Wind energy is generated by wind turbines that convert kinetic energy from the wind into electricity. However, since wind is not constant, energy production can vary significantly throughout the day. This variability creates a challenge when trying to meet consumer demand consistently. For instance, during peak usage times, when demand for electricity is high, the wind might not be blowing, leading to an energy shortfall.

To counteract this, energies derived from wind must be complemented with efficient storage solutions. This is where wind energy storage systems come into play, ensuring that energy produced during windy periods can be stored for later use.

Types of Wind Energy Storage Systems

1. Battery Storage Systems

Battery storage systems are perhaps the most well-known solution. They store excess electricity generated during high wind periods and release it during periods of low production. Lithium-ion batteries are commonly used due to their efficiency and decreasing costs. Furthermore, advancements in battery technology continue to enhance the performance and lifespan of these systems.

2. Pumped Hydroelectric Storage

This method utilizes two water reservoirs located at different elevations. Energy is stored by pumping water from the lower reservoir to the upper one during periods of surplus energy. When energy is needed, the water is released back down to turn turbines. While this method requires specific geographical conditions, it remains one of the most efficient large-scale energy storage systems available.

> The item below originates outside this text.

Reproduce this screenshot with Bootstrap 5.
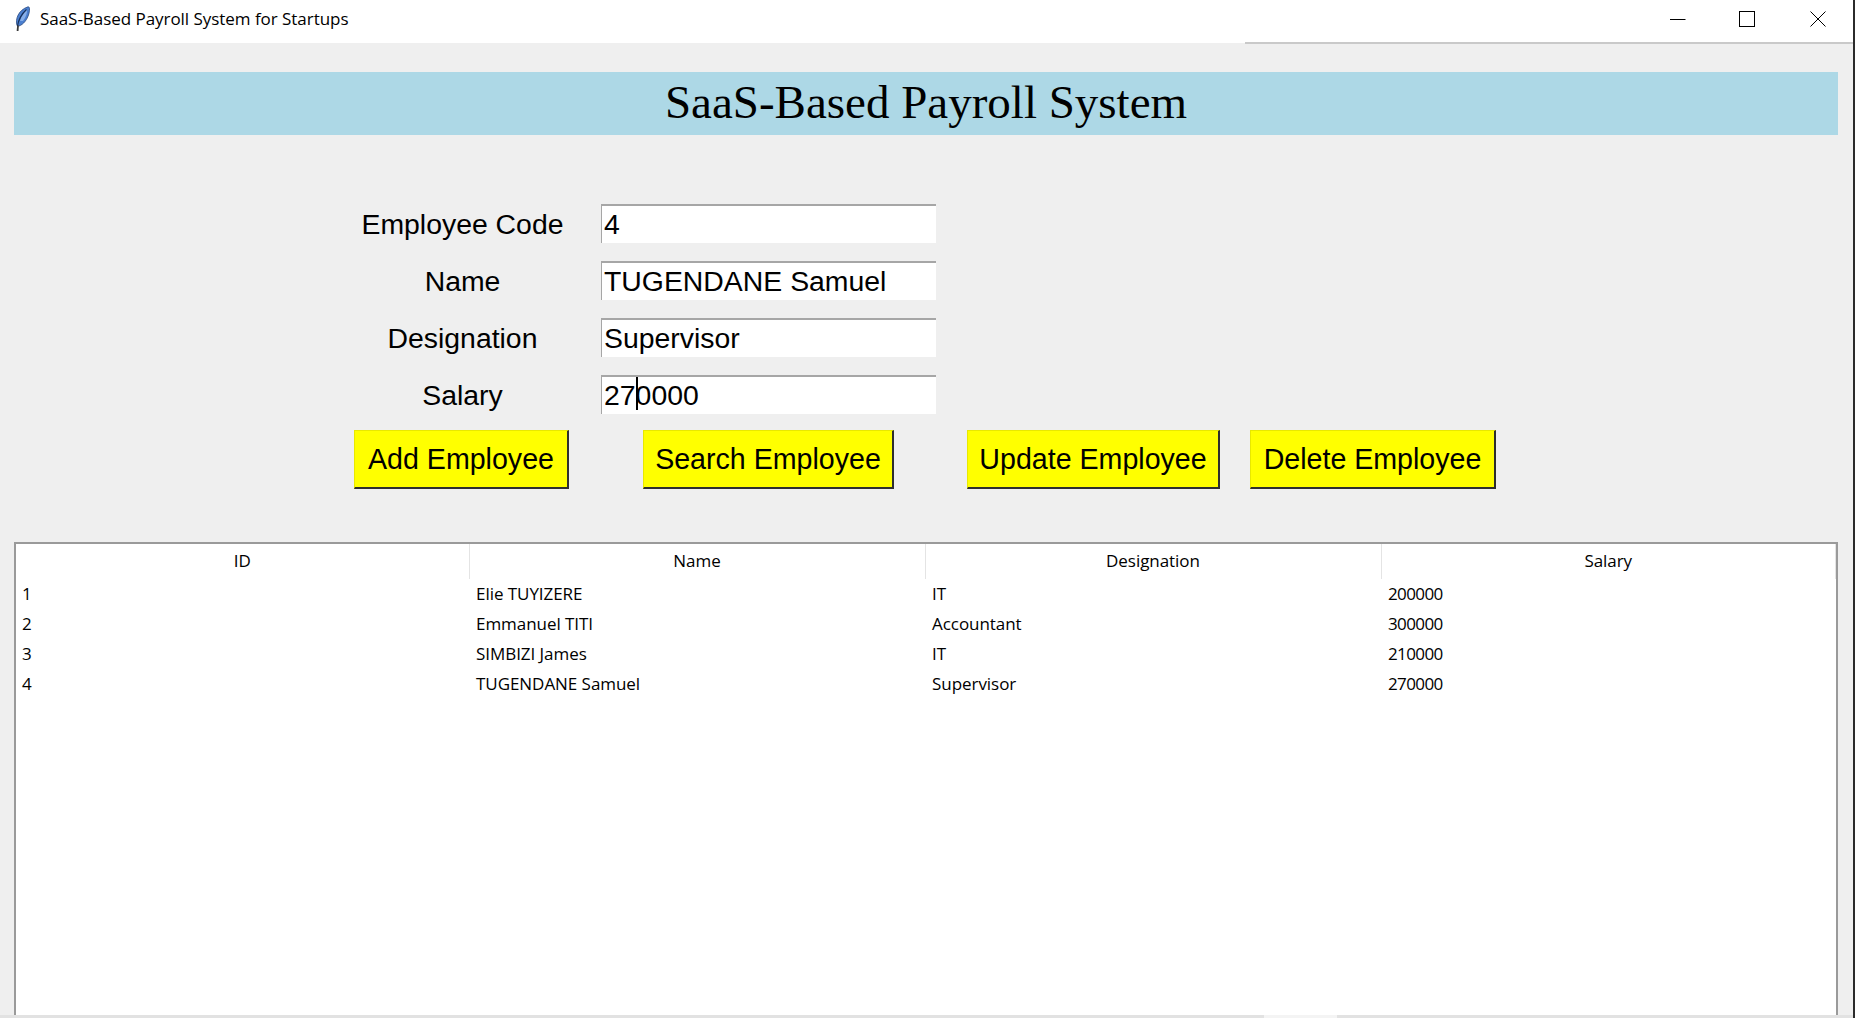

3. Flywheel Energy Storage

Flywheel systems store energy mechanically and have the capability to rapidly release energy when required. They operate by using surplus energy to accelerate a rotor, storing kinetic energy. When energy is needed, the process is reversed, generating electricity as the rotor slows down. Flywheels are known for their high discharge rates and are particularly useful for stabilizing power in the grid.

4. Compressed Air Energy Storage (CAES)

CAES systems store energy in the form of compressed air in underground caverns or tanks. When there's a demand for energy, the stored air is heated and expanded to drive a generator. This technology offers large-scale storage potential but requires favorable geology and substantial investment.

The Benefits of Wind Energy Storage Systems

The integration of wind energy storage systems brings several benefits:

• Grid Stability: By providing a buffer for fluctuations in energy supply, storage systems help stabilize the grid, ensuring a consistent energy supply to consumers.
• Optimized Energy Use: Stored energy can be utilized during peak hours, optimizing the use of renewable resources and reducing reliance on fossil fuels.
• Cost Efficiency: Energy stored during low-demand periods can reduce overall energy costs, fostering savings for both consumers and utility companies.
• Environmental Impact: By advancing wind energy storage solutions, we minimize carbon footprints and further promote the transition to clean energy.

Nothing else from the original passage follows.